Meotti maintains that the pro-Palestinian/anti-Israeli rhetoric of the Arab Christian bishops has become a staple of Western clerics, both Catholic and non-Catholic. Their criticism, he says, falls into roughly three categories: 1) comparing Israeli policies to the Holocaust; 2) comparing Israeli to an apartheid state; 3) comparing the sufferings of the Palestinians to the sufferings of Christ.
Ever since the founding of the Jewish state, says Meotti, Catholics and other Christians have accused Israel of Nazi-like behavior toward the Palestinians. Thus, on May 7, 1949, the Vatican news agency Fides carried a story attacking Zionism as “the new Nazism.” Abbe Pierre, who is sometimes referred to as “the most famous French priest” and “a modern St. Francis,” declared that “the Jews, once victims, have become executioners.” The Vatican newspaper L`Osservatore Romano in a front-page article accused the Israelis of carrying out a campaign of “extermination.” In another piece, it spoke of “a precise strategy to annihilate people.” In 2007, two German bishops compared Ramallah to the Warsaw Ghetto. In the same year, a group of Irish bishops said that Israel had made the Gaza Strip “little more than a large prison.” In 2009, Cardinal Renato Martino compared Gaza to a “concentration camp.”
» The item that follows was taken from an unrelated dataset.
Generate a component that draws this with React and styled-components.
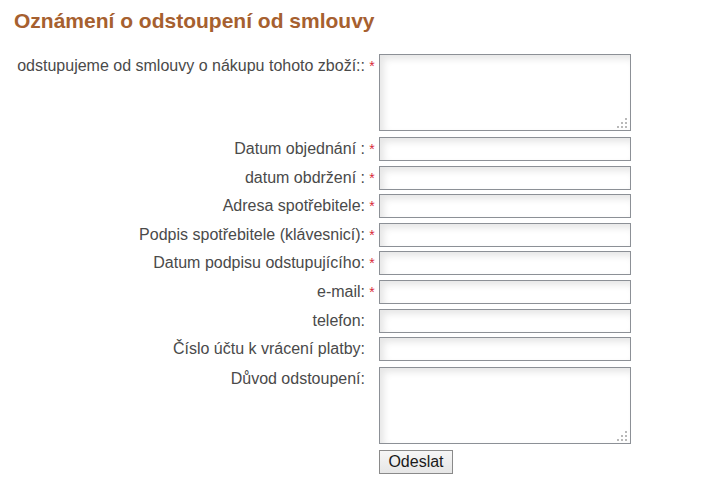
import React from "react";
import styled, { createGlobalStyle } from "styled-components";

const GlobalStyle = createGlobalStyle`
  body {
    margin: 0;
    background: #ffffff;
    font-family: "Liberation Sans", Arial, sans-serif;
  }
`;

const fields = [
  { label: "odstupujeme od smlouvy o nákupu tohoto zboží::", required: true, area: true },
  { label: "Datum objednání :", required: true },
  { label: "datum obdržení :", required: true },
  { label: "Adresa spotřebitele:", required: true },
  { label: "Podpis spotřebitele (klávesnicí):", required: true },
  { label: "Datum podpisu odstupujícího:", required: true },
  { label: "e-mail:", required: true },
  { label: "telefon:" },
  { label: "Číslo účtu k vrácení platby:" },
  { label: "Důvod odstoupení:", area: true },
];

const Grip = () => (
  <GripIcon width="12" height="12" viewBox="0 0 12 12">
    {[
      [9, 1],
      [5, 5],
      [9, 5],
      [1, 9],
      [5, 9],
      [9, 9],
    ].map(([x, y]) => (
      <rect key={`${x}-${y}`} x={x} y={y} width="2" height="2" fill="#b9b9b9" />
    ))}
  </GripIcon>
);

const App = () => {
  return (
    <Page>
      <GlobalStyle />
      <Title>Oznámení o odstoupení od smlouvy</Title>
      <Form onSubmit={(e) => e.preventDefault()}>
        {fields.map((f, i) => (
          <Row key={f.label} $area={f.area} $first={i === 0}>
            <Label>{f.label}</Label>
            <Star>{f.required ? "*" : ""}</Star>
            {f.area ? (
              <AreaWrap>
                <TextArea />
                <Grip />
              </AreaWrap>
            ) : (
              <Input type="text" />
            )}
          </Row>
        ))}
        <Row>
          <Label />
          <Star />
          <Button type="submit">Odeslat</Button>
        </Row>
      </Form>
    </Page>
  );
};

const Page = styled.div`
  padding: 9px 0 0 14px;
`;

const Title = styled.h2`
  margin: 0 0 21px 0;
  font-size: 21px;
  line-height: 24px;
  font-weight: bold;
  color: #a6602f;
`;

const Form = styled.form`
  display: flex;
  flex-direction: column;
  gap: 4.6px;
`;

const Row = styled.div`
  display: flex;
  align-items: flex-start;
  margin-top: ${(p) => (p.$area && !p.$first ? "1.4px" : "0")};
  margin-bottom: ${(p) => (p.$area ? "1.4px" : "0")};
`;

const Label = styled.label`
  width: 351px;
  text-align: right;
  font-size: 16px;
  line-height: 24px;
  color: #4a4a4a;
  white-space: nowrap;
`;

const Star = styled.span`
  width: 14px;
  text-align: center;
  color: #d9293a;
  font-size: 14px;
  line-height: 24px;
`;

const fieldStyle = `
  box-sizing: border-box;
  width: 252px;
  margin: 0;
  border: 1px solid #8c9096;
  border-radius: 0;
  background: #ffffff;
  box-shadow: inset 4px 4px 7px rgba(0, 0, 0, 0.1);
  font-family: "Liberation Sans", Arial, sans-serif;
  font-size: 14px;
  outline: none;
`;

const Input = styled.input`
  ${fieldStyle}
  height: 24px;
  padding: 2px 4px;
`;

const AreaWrap = styled.div`
  position: relative;
  width: 252px;
  height: 77px;
`;

const TextArea = styled.textarea`
  ${fieldStyle}
  display: block;
  height: 77px;
  padding: 3px 4px;
  resize: none;
`;

const GripIcon = styled.svg`
  position: absolute;
  right: 3px;
  bottom: 2px;
`;

const Button = styled.button`
  box-sizing: border-box;
  width: 74px;
  height: 24px;
  margin: 0;
  padding: 0;
  border: 1px solid #8a8a8a;
  border-radius: 0;
  background: linear-gradient(#f6f6f6, #e6e6e6);
  font-family: "Liberation Sans", Arial, sans-serif;
  font-size: 16px;
  color: #1a1a1a;
`;

export default App;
Another way to demonize Israel is to brand it as an apartheid state. In 2003, Cardinal Roger Etchegaray said that the Israeli security barrier “creates a geography of apartheid which provokes rather than controls violence.” In 2011, Barry Morgan, the Anglican Archbishop of Wales, said of the situation in Gaza that it “resembles the apartheid system in South Africa.” Most of the criticism centers on the Israeli security fence which, according to Britain’s senior archbishop, Vincent Nichols, has created a “tragic situation” for Palestinians, and which Cardinal Joachim Meisner, the archbishop of Cologne, likened to the Berlin Wall. In 2004, Pope John Paul II criticized the wall by saying “The Holy Land doesn’t need walls but bridges.” Despite the walls’ efficiency in stopping suicide attacks, it was criticized again in 2009 by Pope Benedict XVI, who said “it is tragic to see walls still being erected.” As Meotti points out, there are some fifty similar security walls and barriers throughout the world, but Israel’s is the only one that comes in for universal criticism. Meotti doesn’t mention it, but it may be relevant to the discussion to note that the Vatican itself is surrounded by a massive wall which in many places is considerably higher and thicker than the Israeli one.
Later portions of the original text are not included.